Toward a Humean True Religion attempts to demonstrate that if we take true religion to be constituted by the positive conclusions of Hume’s philosophy of understanding, his thoughts on the passions, and his notion of moral utility, then we might discover its worth for contemporary debates in religious studies. More specifically, the thesis here is that we might construct a true religion based on Hume’s work, particularly his ideas of basic theism, his sense of the calm passions, and his commitment to character development. I offer my argument as one possible, usable interpretation, not as a definitive conviction about Hume’s intentions.
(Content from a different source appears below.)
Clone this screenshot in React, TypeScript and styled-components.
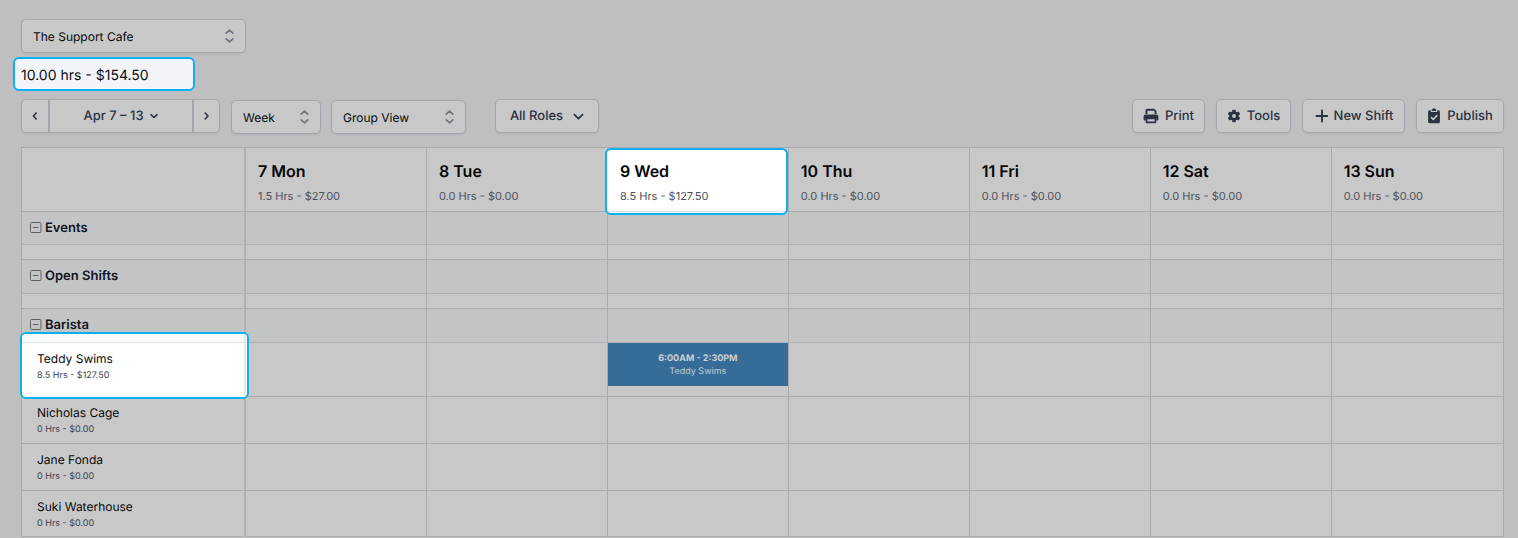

I am more strongly committed, however, to the negative claim: we must object to arguments that reduce Hume to simply an atheist or a skeptic. By providing some constituent yet provisional features of a Humean-inspired true religion, it is my hope that we might be able to bring Hume off of the sidelines of philosophical discourse of religion and fruitfully deploy his thought for current debates in theology, religion, and morality.